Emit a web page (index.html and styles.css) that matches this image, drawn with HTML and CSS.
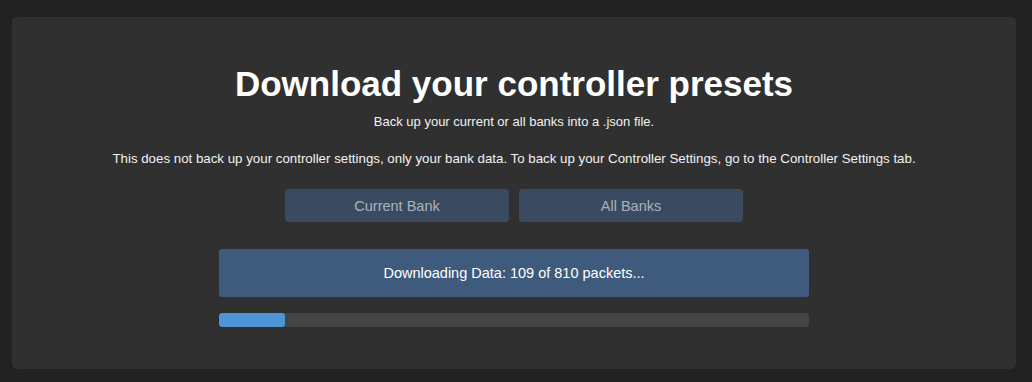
FILE: index.html
```html
<!DOCTYPE html>
<html lang="en">
<head>
    <meta charset="UTF-8">
    <title>Download Presets</title>
    <meta name="viewport" content="width=device-width, initial-scale=1">
    <link rel="stylesheet" href="styles.css">
</head>
<body>
    <main class="card">
        <h1 class="title">Download your controller presets</h1>
        <p class="subtitle">Back up your current or all banks into a .json file.</p>
        <p class="note">This does not back up your controller settings, only your bank data. To back up your Controller Settings, go to the Controller Settings tab.</p>
        <div class="actions">
            <button class="btn" type="button">Current Bank</button>
            <button class="btn" type="button">All Banks</button>
        </div>
        <div class="status">Downloading Data: 109 of 810 packets...</div>
        <div class="progress">
            <div class="progress-fill" style="width: 11.2%"></div>
        </div>
    </main>
</body>
</html>
```

FILE: styles.css
```css
body {
    font-family: "Liberation Sans", Arial, sans-serif;
    background: #222222;
    color: #f2f2f2;
    margin: 0;
    padding: 0;
}
.card {
    margin: 17px 16px 0 12px;
    height: 352px;
    box-sizing: border-box;
    background: #303030;
    border-radius: 5px;
    padding-top: 47px;
    display: flex;
    flex-direction: column;
    align-items: center;
}
.title {
    margin: 0;
    font-size: 35px;
    line-height: 40px;
    font-weight: bold;
    color: #ffffff;
}
.subtitle, .note {
    margin: 0;
    font-size: 13px;
    line-height: 16px;
}
.subtitle {
    margin-top: 10px;
}
.note {
    margin-top: 21px;
    font-size: 13.3px;
}
.actions {
    display: flex;
    gap: 10px;
    margin-top: 22px;
}
.btn {
    width: 224px;
    height: 33px;
    background: #3a4b61;
    color: #a9b2bc;
    border: none;
    border-radius: 4px;
    font-family: inherit;
    font-size: 14.5px;
    cursor: pointer;
}
.status {
    margin-top: 27px;
    width: 590px;
    height: 48px;
    background: #3e5a7c;
    border-radius: 3px;
    display: flex;
    align-items: center;
    justify-content: center;
    font-size: 14.5px;
    color: #ffffff;
}
.progress {
    margin-top: 16px;
    width: 590px;
    height: 14px;
    background: #444444;
    border-radius: 3px;
    overflow: hidden;
}
.progress-fill {
    height: 100%;
    background: #4e96d8;
    border-radius: 3px;
}
```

|---|

▶ **Objective**
Sift the material for lines with the string "index". Copy each one found.

▶ **Result below**
Emit a web page (index.html and styles.css) that matches this image, drawn with HTML and CSS.
FILE: index.html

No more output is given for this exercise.